A short timelapse film of clouds and sun sweeping over Talaya Hill. Another view by Gustave Baumann.

From many parts of Santa Fe, the most prominent feature on the eastern horizon is a pinon-and-juniper-dotted foothill called Talaya. With its steep sloping sides and its narrow rounded top, Talaya hill looks so symmetrical and precisely carved that it sometimes seems less a happenstance of geological forces than the deliberate work of an intelligent hand. Whenever pattern, deliberate or accidental, leaps forth from an otherwise random field, the mind is jolted with a sense of recognition and a compulsion to explain. An economist who regularly visits the Santa Fe Institute says that the first time he saw Talaya he was struck by a feeling that it was a holy place -- a reminder that there are forces and meanings beyond human comprehension. He had recently begun exploring eastern religions and had come to believe in powers even more mysterious than Adam Smith's "invisible hand," with its ability to apportion goods and services according to the laws of supply and demand. Another visitor to Talaya, who perhaps had similar ideas, planted on its summit a stick wrapped with colored string, a spiritual antenna for some unknown religion, maybe one he invented himself.

It is unclear from the history books how Talaya got its name. To the south of it, toward St. John's College, is the higher but far less striking visage of Atalaya mountain, named after the Spanish word for watchtower. The mutation that changed "Atalaya" to "Talaya" was probably accidental, though Seth Lloyd, the Los Alamos physicist, once proposed that the progression be continued, so that the smaller rise in front of Talaya, which the locals call Apodaca, would be known instead as Alaya hill, and the one in front of that Laya hill, and so on until the supply of a's was exhausted.

While almost everyone who visits Santa Fe sees Talaya from the distance, punctuating the skyline, very few make it to the top.
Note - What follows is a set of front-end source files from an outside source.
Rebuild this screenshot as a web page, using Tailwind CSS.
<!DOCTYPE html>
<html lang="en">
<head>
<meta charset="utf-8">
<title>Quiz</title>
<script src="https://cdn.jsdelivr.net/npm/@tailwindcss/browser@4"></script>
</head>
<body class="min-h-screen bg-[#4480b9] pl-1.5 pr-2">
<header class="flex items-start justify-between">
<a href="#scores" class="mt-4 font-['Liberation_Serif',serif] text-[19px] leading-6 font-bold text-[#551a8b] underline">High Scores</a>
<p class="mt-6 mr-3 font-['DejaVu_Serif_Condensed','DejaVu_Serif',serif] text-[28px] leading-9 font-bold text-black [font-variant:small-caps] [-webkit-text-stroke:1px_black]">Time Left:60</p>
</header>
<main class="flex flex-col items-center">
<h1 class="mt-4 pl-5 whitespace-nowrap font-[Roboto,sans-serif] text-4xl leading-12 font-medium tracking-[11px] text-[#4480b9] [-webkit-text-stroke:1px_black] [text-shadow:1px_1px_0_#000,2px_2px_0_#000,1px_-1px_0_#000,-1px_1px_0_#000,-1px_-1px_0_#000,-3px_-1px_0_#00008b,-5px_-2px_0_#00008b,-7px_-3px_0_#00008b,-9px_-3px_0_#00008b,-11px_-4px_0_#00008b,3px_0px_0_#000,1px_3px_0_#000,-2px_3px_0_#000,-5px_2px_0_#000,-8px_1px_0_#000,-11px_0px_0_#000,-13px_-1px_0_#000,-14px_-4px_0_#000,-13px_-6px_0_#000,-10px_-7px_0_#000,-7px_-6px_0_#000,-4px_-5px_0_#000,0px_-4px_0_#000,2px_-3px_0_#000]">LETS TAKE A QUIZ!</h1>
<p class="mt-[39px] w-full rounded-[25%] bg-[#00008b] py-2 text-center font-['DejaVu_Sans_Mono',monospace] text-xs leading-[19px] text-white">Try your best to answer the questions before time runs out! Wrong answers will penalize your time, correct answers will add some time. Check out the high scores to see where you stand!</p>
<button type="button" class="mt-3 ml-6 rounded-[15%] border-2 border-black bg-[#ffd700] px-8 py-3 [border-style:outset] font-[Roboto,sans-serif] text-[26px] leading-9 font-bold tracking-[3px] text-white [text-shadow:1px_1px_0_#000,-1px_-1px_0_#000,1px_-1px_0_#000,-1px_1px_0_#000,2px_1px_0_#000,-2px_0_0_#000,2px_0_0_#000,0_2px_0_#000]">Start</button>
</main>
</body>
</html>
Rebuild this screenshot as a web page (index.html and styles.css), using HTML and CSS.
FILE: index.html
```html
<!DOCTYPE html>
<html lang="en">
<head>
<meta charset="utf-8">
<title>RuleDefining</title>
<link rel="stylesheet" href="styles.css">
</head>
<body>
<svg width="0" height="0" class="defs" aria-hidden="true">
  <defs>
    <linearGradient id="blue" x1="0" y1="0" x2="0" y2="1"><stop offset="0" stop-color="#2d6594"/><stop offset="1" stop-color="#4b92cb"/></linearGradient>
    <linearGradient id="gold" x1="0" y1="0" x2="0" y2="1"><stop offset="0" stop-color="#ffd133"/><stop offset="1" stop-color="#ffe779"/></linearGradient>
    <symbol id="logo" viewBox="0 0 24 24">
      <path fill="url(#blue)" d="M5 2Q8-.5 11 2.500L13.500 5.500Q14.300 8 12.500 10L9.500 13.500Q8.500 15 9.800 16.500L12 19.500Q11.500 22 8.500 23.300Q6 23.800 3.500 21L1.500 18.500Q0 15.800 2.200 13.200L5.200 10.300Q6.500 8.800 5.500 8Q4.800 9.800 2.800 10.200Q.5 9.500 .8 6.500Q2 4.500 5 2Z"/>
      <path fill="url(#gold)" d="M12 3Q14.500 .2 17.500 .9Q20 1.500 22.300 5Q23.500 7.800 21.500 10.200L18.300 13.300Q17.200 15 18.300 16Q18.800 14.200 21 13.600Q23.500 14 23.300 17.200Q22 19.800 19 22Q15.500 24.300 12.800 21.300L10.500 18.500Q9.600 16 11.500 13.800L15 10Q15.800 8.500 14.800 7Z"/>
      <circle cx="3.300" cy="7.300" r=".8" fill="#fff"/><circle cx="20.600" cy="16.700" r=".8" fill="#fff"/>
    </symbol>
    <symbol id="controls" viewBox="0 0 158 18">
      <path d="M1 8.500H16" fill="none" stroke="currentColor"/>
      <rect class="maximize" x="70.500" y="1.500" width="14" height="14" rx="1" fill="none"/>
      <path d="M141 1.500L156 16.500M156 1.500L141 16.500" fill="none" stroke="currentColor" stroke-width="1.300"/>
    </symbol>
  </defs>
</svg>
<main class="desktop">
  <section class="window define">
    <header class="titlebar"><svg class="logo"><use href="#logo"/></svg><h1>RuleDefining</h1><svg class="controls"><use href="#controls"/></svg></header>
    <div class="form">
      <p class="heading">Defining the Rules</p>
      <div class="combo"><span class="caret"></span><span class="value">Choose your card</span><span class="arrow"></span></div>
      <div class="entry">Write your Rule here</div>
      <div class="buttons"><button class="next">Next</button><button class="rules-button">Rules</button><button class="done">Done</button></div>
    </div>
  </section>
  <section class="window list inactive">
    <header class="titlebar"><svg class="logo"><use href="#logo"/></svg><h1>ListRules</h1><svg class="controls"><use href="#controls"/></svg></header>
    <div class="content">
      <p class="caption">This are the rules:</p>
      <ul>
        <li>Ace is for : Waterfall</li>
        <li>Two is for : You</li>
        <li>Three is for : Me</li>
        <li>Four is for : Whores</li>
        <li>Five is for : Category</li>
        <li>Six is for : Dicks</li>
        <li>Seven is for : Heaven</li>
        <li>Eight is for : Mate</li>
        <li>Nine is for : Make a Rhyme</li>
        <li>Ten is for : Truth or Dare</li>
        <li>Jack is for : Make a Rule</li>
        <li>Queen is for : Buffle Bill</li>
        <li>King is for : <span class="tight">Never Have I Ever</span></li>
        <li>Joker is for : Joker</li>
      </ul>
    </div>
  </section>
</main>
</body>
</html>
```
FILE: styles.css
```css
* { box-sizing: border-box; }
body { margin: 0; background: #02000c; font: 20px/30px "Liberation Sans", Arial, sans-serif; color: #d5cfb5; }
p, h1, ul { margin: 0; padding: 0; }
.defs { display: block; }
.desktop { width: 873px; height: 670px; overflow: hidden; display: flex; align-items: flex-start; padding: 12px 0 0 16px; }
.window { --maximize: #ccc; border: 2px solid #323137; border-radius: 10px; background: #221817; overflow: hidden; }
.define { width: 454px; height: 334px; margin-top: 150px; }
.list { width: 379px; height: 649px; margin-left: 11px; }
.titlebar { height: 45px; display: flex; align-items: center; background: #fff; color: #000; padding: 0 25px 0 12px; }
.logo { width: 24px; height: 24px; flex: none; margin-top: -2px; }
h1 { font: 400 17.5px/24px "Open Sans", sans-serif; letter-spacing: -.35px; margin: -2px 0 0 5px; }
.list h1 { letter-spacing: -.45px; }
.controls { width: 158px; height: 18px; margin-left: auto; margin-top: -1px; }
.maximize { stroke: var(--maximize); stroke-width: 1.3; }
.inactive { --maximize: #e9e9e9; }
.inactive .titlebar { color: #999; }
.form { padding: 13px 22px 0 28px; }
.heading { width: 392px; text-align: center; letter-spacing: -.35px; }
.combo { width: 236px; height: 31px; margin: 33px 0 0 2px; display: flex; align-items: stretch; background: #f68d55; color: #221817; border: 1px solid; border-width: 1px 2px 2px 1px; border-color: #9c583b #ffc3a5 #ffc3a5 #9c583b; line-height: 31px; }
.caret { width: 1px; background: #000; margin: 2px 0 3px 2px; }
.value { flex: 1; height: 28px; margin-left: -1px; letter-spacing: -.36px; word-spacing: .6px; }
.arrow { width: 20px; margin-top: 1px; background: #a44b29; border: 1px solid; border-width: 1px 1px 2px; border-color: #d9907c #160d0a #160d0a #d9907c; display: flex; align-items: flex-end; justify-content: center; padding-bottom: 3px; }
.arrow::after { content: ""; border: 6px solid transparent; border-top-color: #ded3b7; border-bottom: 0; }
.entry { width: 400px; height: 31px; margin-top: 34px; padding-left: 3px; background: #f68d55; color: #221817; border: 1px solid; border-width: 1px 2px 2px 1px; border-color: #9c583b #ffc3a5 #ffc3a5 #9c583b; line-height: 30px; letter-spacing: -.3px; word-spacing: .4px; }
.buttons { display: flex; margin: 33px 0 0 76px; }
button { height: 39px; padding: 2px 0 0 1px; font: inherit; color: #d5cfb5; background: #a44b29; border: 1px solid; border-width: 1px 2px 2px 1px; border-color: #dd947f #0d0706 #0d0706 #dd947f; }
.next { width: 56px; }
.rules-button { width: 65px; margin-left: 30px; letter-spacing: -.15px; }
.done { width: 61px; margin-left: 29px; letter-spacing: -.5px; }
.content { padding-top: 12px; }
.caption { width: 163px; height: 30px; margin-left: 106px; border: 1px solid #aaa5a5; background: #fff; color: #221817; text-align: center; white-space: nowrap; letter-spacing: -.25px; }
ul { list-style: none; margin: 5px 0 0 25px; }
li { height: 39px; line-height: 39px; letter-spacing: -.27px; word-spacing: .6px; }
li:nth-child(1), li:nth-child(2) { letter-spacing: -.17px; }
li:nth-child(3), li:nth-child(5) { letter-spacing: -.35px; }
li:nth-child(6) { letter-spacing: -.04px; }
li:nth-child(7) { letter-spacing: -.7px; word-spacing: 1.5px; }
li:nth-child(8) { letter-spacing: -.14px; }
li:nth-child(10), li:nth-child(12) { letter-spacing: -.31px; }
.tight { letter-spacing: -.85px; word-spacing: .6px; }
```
There is no well-established trail, so hikers have to improvise. Drive east on Canyon Road, which leads from the town plaza toward the mountains, following it to a dead end at the Randall Davies Audubon Center, a small wildlife preserve. There you can park and hike up one of the side canyons or ridges that leads in the direction of Talaya's top. The problem is that you cannot always see Talaya from this far below -- there are too many intervening hills -- and so it is easy to go astray, following a canyon for a mile or so to the top of a ridge only to find that you have missed the goal entirely, that Talaya rises tantalizing and unreachable behind you. Or you might slowly scale the side of what must surely be Talaya only to reach the crest and find that it is merely an unnamed foothill, with a deep canyon separating it from another hill beyond. Is it worth descending into the canyon and then climbing the next hill, hoping that it will put you in sight of Talaya? Or is it best to turn around and start over again? Who knows? The next hill might be even farther from the goal.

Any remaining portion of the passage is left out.